Not my usual fare, this inspirational essay. I don't always love books of grand proclamations or extended metaphors. And yet...

It's a book from 1955 about being a mother. Or a woman. Or a person. Or one.  It's a book of quiet but astute observations and questions. Of being whole and of being half. A book written far before the simple movement of today and, perhaps, representing it better. It's about the sea's gift. A shell.  Its polished, or unpolished, or barnacled, outer un-gleam. Its true center, our true center, found alone.

I'm not doing a good job of explaining it. But it exists and hundreds of thousands, according to the course, creased, jacket copy, have found solace in it. 

I did too.

I'll share my favorite piece of it. It starts with a quote I've heard many times. But where it goes is far more interesting than the oft-repeated line. I have always dreamed awake, in the very late night, have always felt compelled to stir in the dark. Maybe now, I better understand why.

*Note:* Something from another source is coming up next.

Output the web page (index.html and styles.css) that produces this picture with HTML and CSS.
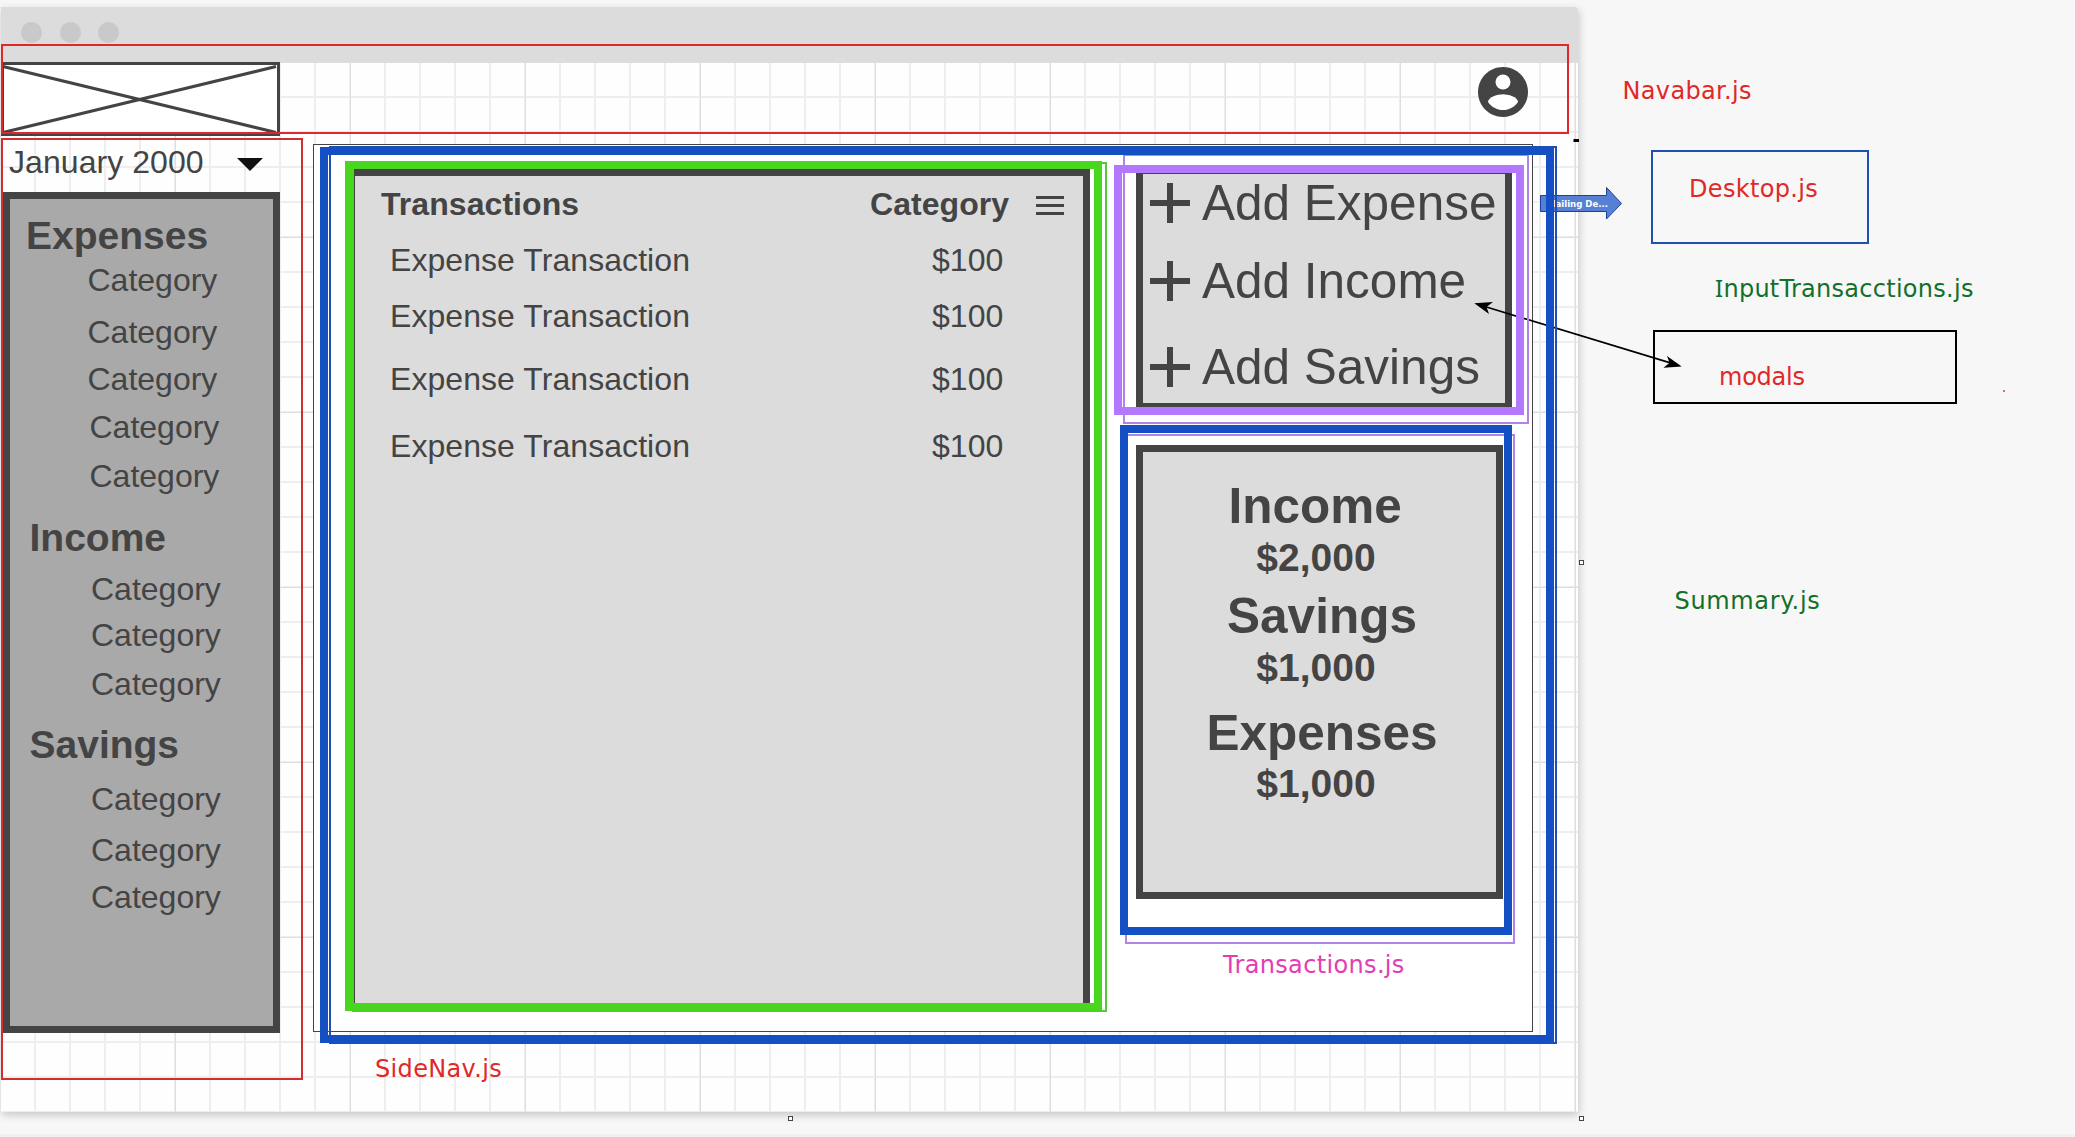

... good communication is stimulating as black coffee, and just as hard to sleep after. Before we sleep we go out again into the night. We walk up the beach under the stars. And when we are tired of walking, we lie flat on the sand under a bowl of stars. We feel stretched, expanded to take in their compass. They pour into us until we are filled with stars, up to the brim.

This is what one thirsts for, I realize, after the smallness of the day, of work, of details, of intimacy -- even of communication, one thirsts for the magnitude and universality of a night full of stars, pouring into one like a fresh tide.

And then at last, from the immensity of interstellar space, we swing down to a particular beach. We walk back to the lights of the cottage glowing from the dark mist of trees. Small, safe, warm and welcoming, we recognize our pin-point human match-light against the mammoth chaos of the dark. Back again to our good child's sleep.